During my consulting work with Re/Max, the David Suzuki Foundation, Second Wave Sports, and North Shore Disability, to lighten a tense work environment, I would sometimes wear the nametag, “Kenneth Eng of Vancouver, BC – Change Manager.” It was a quick way to make some extra coin (no pun intended). But really, as the title of this article indicates, change management is not about small coins anymore. Businesses small and large have discovered that properly managing change – from the establishment of new practices to the installation of new management – can mean big savings.
Let’s take a moment and define the relevant term.
Change Management: Transitioning individuals, teams, and organizations to a desired future state.

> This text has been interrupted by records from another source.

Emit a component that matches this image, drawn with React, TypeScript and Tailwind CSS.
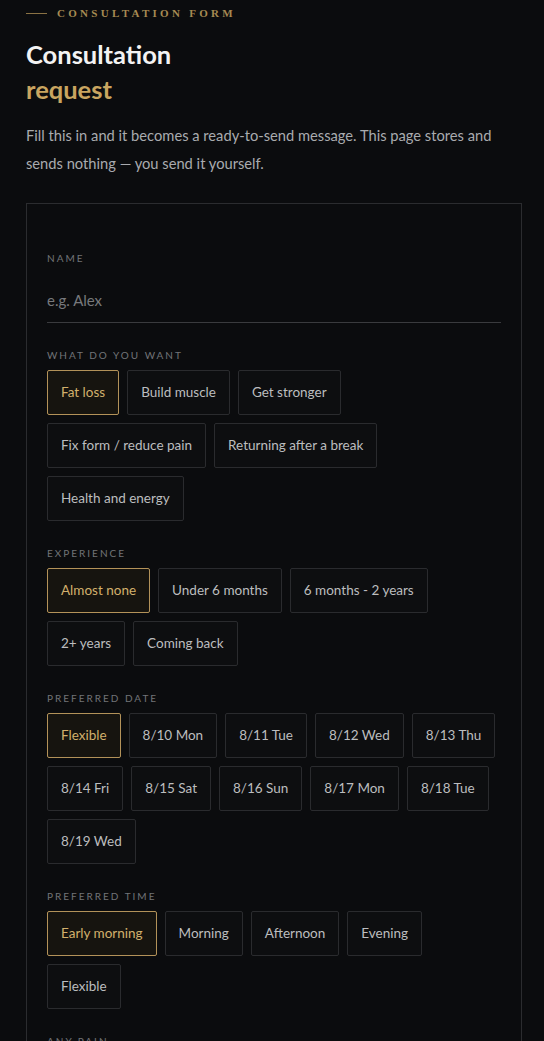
import { useState } from 'react';

const goals = ['Fat loss', 'Build muscle', 'Get stronger', 'Fix form / reduce pain', 'Returning after a break', 'Health and energy'];
const levels = ['Almost none', 'Under 6 months', '6 months - 2 years', '2+ years', 'Coming back'];
const dates = ['Flexible', '8/10 Mon', '8/11 Tue', '8/12 Wed', '8/13 Thu', '8/14 Fri', '8/15 Sat', '8/16 Sun', '8/17 Mon', '8/18 Tue', '8/19 Wed'];
const times = ['Early morning', 'Morning', 'Afternoon', 'Evening', 'Flexible'];

function Label({ children }: { children: string }) {
  return (
    <div className="mb-[9px] h-[12px] text-[10px] leading-[12px] tracking-[0.2em] text-[#727478] uppercase">
      {children}
    </div>
  );
}

function Chips({
  label,
  options,
  value,
  onChange,
}: {
  label: string;
  options: string[];
  value: string;
  onChange: (v: string) => void;
}) {
  return (
    <div className="mt-[26px]">
      <Label>{label}</Label>
      <div className="flex flex-wrap gap-x-[8px] gap-y-[8px]">
        {options.map((opt) => {
          const active = opt === value;
          return (
            <button
              key={opt}
              type="button"
              onClick={() => onChange(opt)}
              className={`h-[45px] rounded-[2px] border px-[13px] text-[13.5px] ${
                active
                  ? 'border-[#b39259] bg-[#16140f] text-[#d2b06c]'
                  : 'border-[#2a2b2e] bg-[#0d0e10] text-[#bcbdbf]'
              }`}
            >
              {opt}
            </button>
          );
        })}
      </div>
    </div>
  );
}

export default function App() {
  const [name, setName] = useState('');
  const [goal, setGoal] = useState('Fat loss');
  const [level, setLevel] = useState('Almost none');
  const [date, setDate] = useState('Flexible');
  const [time, setTime] = useState('Early morning');

  return (
    <div className="min-h-screen bg-[#0b0c0e] pl-[26px] pr-[22px] pt-[5px] font-['Lato',sans-serif] text-[#bcbdbf]">
      <div className="flex items-center gap-[10px]">
        <span className="h-px w-[21px] bg-[#8a7244]" />
        <span className="font-['Liberation_Serif',serif] text-[11px] font-bold leading-[16px] tracking-[0.3em] text-[#a68a52]">
          CONSULTATION FORM
        </span>
      </div>

      <h1 className="mt-[16px] text-[25.5px] font-bold leading-[35px] text-[#f3f3f3]">
        Consultation
        <br />
        <span className="text-[#c9a560]">request</span>
      </h1>

      <p className="mt-[14px] text-[14.7px] leading-[28px] text-[#a9abae]">
        Fill this in and it becomes a ready-to-send message. This page stores and sends nothing — you send it
        yourself.
      </p>

      <div className="mt-[26px] border border-[#2b2c2f] px-[20px] pt-[48px] pb-[40px]">
        <Label>Name</Label>
        <input
          value={name}
          onChange={(e) => setName(e.target.value)}
          placeholder="e.g. Alex"
          className="mt-[4px] h-[46px] w-full border-b border-[#3a3b3e] bg-transparent text-[15px] text-[#e5e5e5] outline-none placeholder:text-[#77797c]"
        />

        <Chips label="What do you want" options={goals} value={goal} onChange={setGoal} />
        <Chips label="Experience" options={levels} value={level} onChange={setLevel} />
        <Chips label="Preferred date" options={dates} value={date} onChange={setDate} />
        <Chips label="Preferred time" options={times} value={time} onChange={setTime} />

        <div className="mt-[26px]">
          <Label>Any pain</Label>
        </div>
      </div>
    </div>
  );
}
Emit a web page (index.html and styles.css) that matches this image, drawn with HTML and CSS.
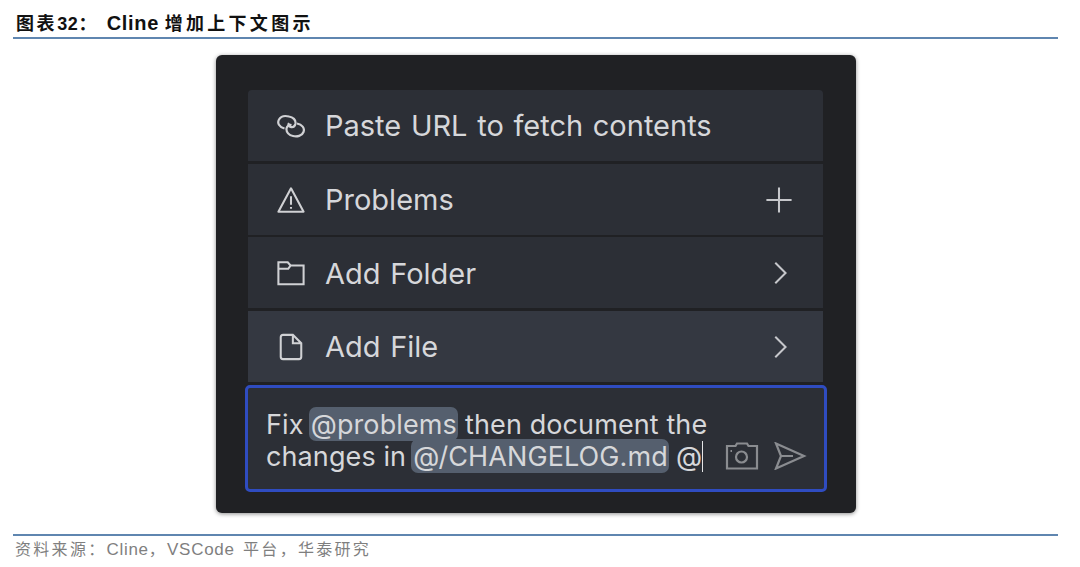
FILE: index.html
```html
<!DOCTYPE html>
<html lang="zh-CN">
<head>
<meta charset="UTF-8">
<title>图表32</title>
<link rel="stylesheet" href="styles.css">
</head>
<body>

<div class="fig-head">
    <h1 class="fig-title"><span class="cjk-narrow">图表</span>32： <span class="latin">Cline</span> <span class="cjk">增加上下文图示</span></h1>
</div>

<div class="fig-body">
    <div class="panel">
        <ul class="menu">
            <li class="menu-item">
                <svg class="icon" viewBox="0 0 28 28"><path d="M7.500 16.500C2 15 0 11 2 7.500C4 4 8 3.500 12 4.500C16 5 19 8 18.500 11.500C18 14 16 15.500 13.500 15C11.500 14.500 11 12.500 12 11"/><path d="M20 11.500C25 12.500 28 16 26.500 20C25 24 20 25 16 24C12 23.500 9 20 9.500 16.500C10 14 12 12.500 14.500 13"/></svg>
                <span class="menu-label">Paste URL to fetch contents</span>
            </li>
            <li class="menu-item">
                <svg class="icon" viewBox="0 0 30 30"><path d="M15 2.500 28.500 27.500H1.500Z" stroke-linejoin="round"/><path d="M15 11v9M15 22.500v2"/></svg>
                <span class="menu-label">Problems</span>
                <svg class="action" viewBox="0 0 30 30"><path d="M15 1.500v27M1.500 15h27"/></svg>
            </li>
            <li class="menu-item">
                <svg class="icon" viewBox="0 0 30 30"><path d="M1.500 27V3.500h10l3 3.500h14v20ZM1.500 10.500h10.500l2.500-3.500"/></svg>
                <span class="menu-label">Add Folder</span>
                <svg class="action" viewBox="0 0 30 30"><path d="M11 4l11 11-11 11"/></svg>
            </li>
            <li class="menu-item menu-item-active">
                <svg class="icon" viewBox="0 0 30 30"><path d="M17 2H6.500Q4 2 4 4.500v21Q4 28 6.500 28h17Q26 28 26 25.500V11ZM17 2v9h9"/></svg>
                <span class="menu-label">Add File</span>
                <svg class="action" viewBox="0 0 30 30"><path d="M11 4l11 11-11 11"/></svg>
            </li>
        </ul>
        <div class="composer">
            <p class="composer-text">Fix <span class="chip">@problems</span> then document the<br>changes in <span class="chip">@/CHANGELOG.md</span> @<span class="caret"></span></p>
            <div class="composer-tools">
                <svg class="tool" viewBox="0 0 34 28"><path d="M2 4h8.500l1.500-2.500h10L23.500 4H32v22.500H2Z"/><circle cx="16.500" cy="15" r="5.500"/><path d="M5.500 9H7"/></svg>
                <svg class="tool" viewBox="0 0 34 28"><path d="M3 1.500 31 14 3 26.500 8 14ZM8 14H20"/></svg>
            </div>
        </div>
    </div>
</div>

<div class="fig-foot">
    <p class="fig-source"><span class="src-cjk">资料来源：</span><span class="src-latin">Cline</span><span class="src-cjk">，</span><span class="src-latin">VSCode</span> <span class="src-cjk src-gap">平台，华泰研究</span></p>
</div>

</body>
</html>
```

FILE: styles.css
```css
body {
    margin: 0;
    padding: 0 22px 0 13px;
    background-color: #fff;
    font-family: "Liberation Sans", "Noto Sans CJK SC", sans-serif;
}

.fig-head {
    height: 37px;
    border-bottom: 2px solid #5f86b0;
}

.fig-title {
    margin: 0;
    padding: 12px 0 0 3px;
    font-size: 18px;
    line-height: 23px;
    font-weight: 700;
    letter-spacing: 0.6px;
    color: #111;
}

.cjk-narrow {
    letter-spacing: 2.6px;
}

.cjk {
    letter-spacing: 3.3px;
}

.latin {
    font-size: 20px;
    letter-spacing: 0.7px;
    margin-left: 4px;
}

.fig-body {
    display: flex;
    justify-content: center;
    padding: 16px 0 21px 1px;
}

.panel {
    width: 640px;
    height: 458px;
    box-sizing: border-box;
    padding: 35px 33px 0 32px;
    background-color: #202124;
    border-radius: 6px;
    box-shadow: 0 1px 4px rgba(0, 0, 0, 0.45);
}

.menu {
    list-style-type: none;
    margin: 0;
    padding: 0;
    display: flex;
    flex-direction: column;
    gap: 2.5px;
}

.menu-item {
    height: 71px;
    box-sizing: border-box;
    display: flex;
    align-items: center;
    padding: 1px 30px 0 29px;
    background-color: #2c2f36;
    color: #d6d7da;
}

.menu-item:first-child {
    padding-top: 0;
    border-radius: 4px 4px 0 0;
}

.menu-item-active {
    background-color: #343841;
}

.icon {
    width: 28px;
    height: 28px;
    margin-right: 20px;
    flex-shrink: 0;
    fill: none;
    stroke: #d0d1d4;
    stroke-width: 2.200;
}

.menu-label {
    font-family: Inter, sans-serif;
    font-size: 29px;
    word-spacing: 1.5px;
}

.action {
    margin-left: auto;
    width: 28px;
    height: 28px;
    fill: none;
    stroke: #c6c7cb;
    stroke-width: 2.200;
}

.composer {
    margin: 3px -4px 0 -3px;
    height: 107px;
    box-sizing: border-box;
    display: flex;
    border: 3px solid #2f4cc0;
    border-radius: 5px;
    background-color: #2c2f36;
    padding: 21px 17px 0 18px;
}

.composer-text {
    margin: 0;
    flex: 1;
    font-family: Inter, sans-serif;
    font-size: 27px;
    line-height: 32px;
    letter-spacing: 0.1px;
    color: #d6d7da;
    white-space: nowrap;
}

.chip {
    background-color: #555f6e;
    border-radius: 7px;
    padding: 1px 1px 0 2px;
    margin: 0 -0.5px 0 -2.5px;
}

.caret {
    display: inline-block;
    width: 1px;
    height: 31px;
    background-color: #e4e4e6;
    vertical-align: -6px;
}

.composer-tools {
    display: flex;
    gap: 14px;
    align-items: flex-start;
    padding-top: 33px;
}

.tool {
    width: 34px;
    height: 28px;
    fill: none;
    stroke: #8a8c90;
    stroke-width: 2.200;
}

.fig-foot {
    border-top: 2px solid #5f86b0;
}

.fig-source {
    margin: 0;
    padding: 3px 0 0 2px;
    font-size: 16px;
    line-height: 22px;
    color: #7f7f7f;
}

.src-cjk {
    letter-spacing: 2.300px;
}

.src-gap {
    margin-left: 4px;
}

.src-latin {
    font-size: 17px;
    letter-spacing: 0.7px;
}
```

As the definition suggests, the concept of change management can be applied from the small – hiring a new employee – to the large – major organizational restructuring. From an executive development perspective, we use change management to mitigate problems brought about by the succession of leadership.
Regardless of the application, successful change is dependant on a company’s ability to gain the support of its employees. From new break room procedures to the development of a new product line, without employee support, such efforts would be dead in the water. Once all are onboard, change management progresses through four distinct steps:
1) Identify how the changes will impact the broader business environment.
It goes without saying that some effort should be dedicated to determining both the need for change and the capability to change. What are the goals these changes will bring about? Are the desired changes too drastic at this time? Is this type of change possible? Are there other changes we can make that will not be so invasive? How will a change over here effect operations over there? These and other questions should be addressed in a Change Management plan.
2) Develop adjustments that suit the company’s needs.
Once we’ve identified the results we desire and answered a whole host of questions (see above), we can outline the changes we need to make to reach the agreed-upon goals. Again, it goes without saying that these goals should benefit the company in some way – or serve to move the company towards those benefits.
3) Train the employees to implement the changes.
Maybe it’s something as minor as wearing nametags (remember Kenneth Eng of Vancouver, BC – Change Manager?) so all employees can get to know each other. Whatever the change, training will be required.
4) Reinforce the necessity of the change.
Change is difficult. Resistance will occur; even at this late stage in the game. Individuals or departments that were initially on-board will suddenly start to grumble. This is when it becomes incumbent on management (or the executive development professional) to reinforce the need for said change. Get everyone back on track and the change can proceed unabated.
In the above examples, we were using changes to employee practices as the focus of our four steps. We could very easily have shifted focus to an upcoming change to a board of directors. And while this doesn’t really require the support of the employees, it does require the support of those on said board. The four steps would then be applied to the board as a group of individuals – identify, develop, train, and reinforce with board members in mind. Similar action could be taken to apply these four steps to an organizational change that requires the support of the public – identify, develop, train, and reinforce with the public in mind.
As mentioned, regardless of how the changes manifest, support on some level is needed. Whether the change applies to employees, board members, or the public at large, managing that change can be a difficult task. Making use of the four steps outlined above can make the process infinitely easier. If you’re having problems, I can lend you may “Kenneth Eng of Vancouver, BC – Change Manager” nametag. Maybe that will help you achieve your goals…and garner you some spare change in the process.